How it felt to read this book enhanced my grasp of its message. Many of us struggle with change in our lives, wanted and unwanted. Communities, even whole societies, struggle collectively with change. When the collective struggle is upon us, how do we struggle well, productively, and collaboratively? The authors describe seven capacities to cultivate: suspending (becoming aware of our habitual thoughts and actions), redirecting (from the habits to their sources), letting go (of feeling like you need to control it all), letting come ("surrendering into commitment" to a larger whole; envisioning new habits), crystallizing (making our intent and work explicit), prototyping (enacting a new way of working, adjusting as you go - the plan doesn't have to be perfect before you act, if you are doing something genuinely new), and institutionalizing (holding onto what's valuable in our intent and our work).

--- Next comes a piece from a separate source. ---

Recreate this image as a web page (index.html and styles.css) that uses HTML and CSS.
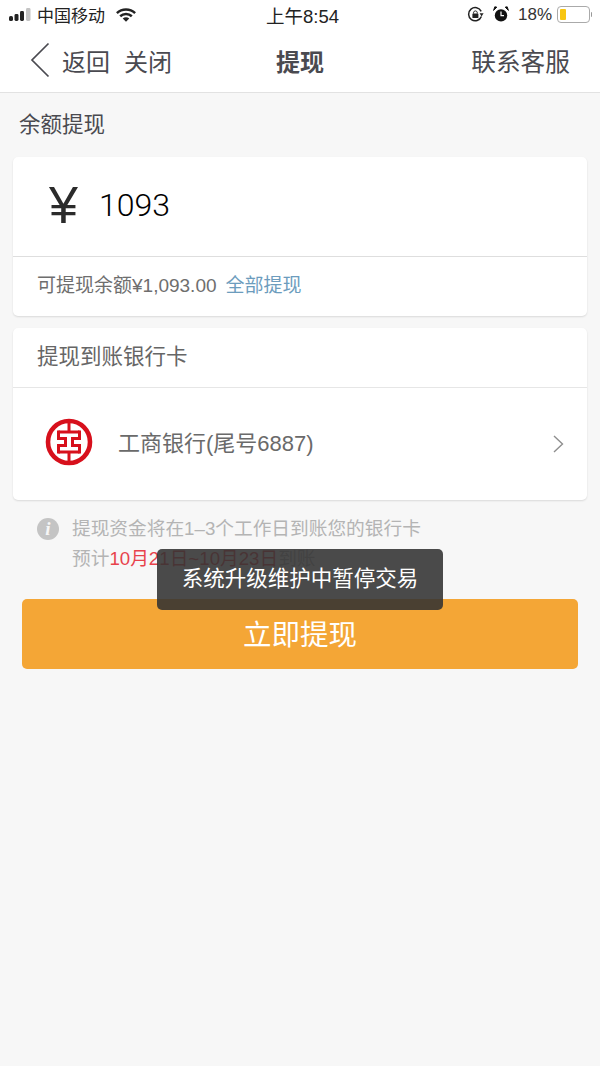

These, in this order, are also steps toward change. The authors offer a diagram to show the steps, and they are easily gleaned from the table of contents. What persuades - at least, it persuaded me - is the authors' descriptions of the inner work needed to effect significant change (drawn in part from the wisdom of religious or spiritual ideas and practices) and the examples they cite from their own and their colleagues' work helping to facilitate large-scale collective change. We all resist inner work, we all struggle to collaborate, and we are all inspired by real results. The authors connect the struggles with the results, offering hope and motivation both for doing the inner work and for collaborating.
Concepts from mysticism abound in this book. Mystical sources cited range from Plato to Masaru Emoto - a great range both in epoch and in methods. What anchors and ties them together is how they are related throughout the book to experience, place and presence. If we wish to be the change we want to see, both the seeing and the being must go deep. That is the authors' challenge and invitation.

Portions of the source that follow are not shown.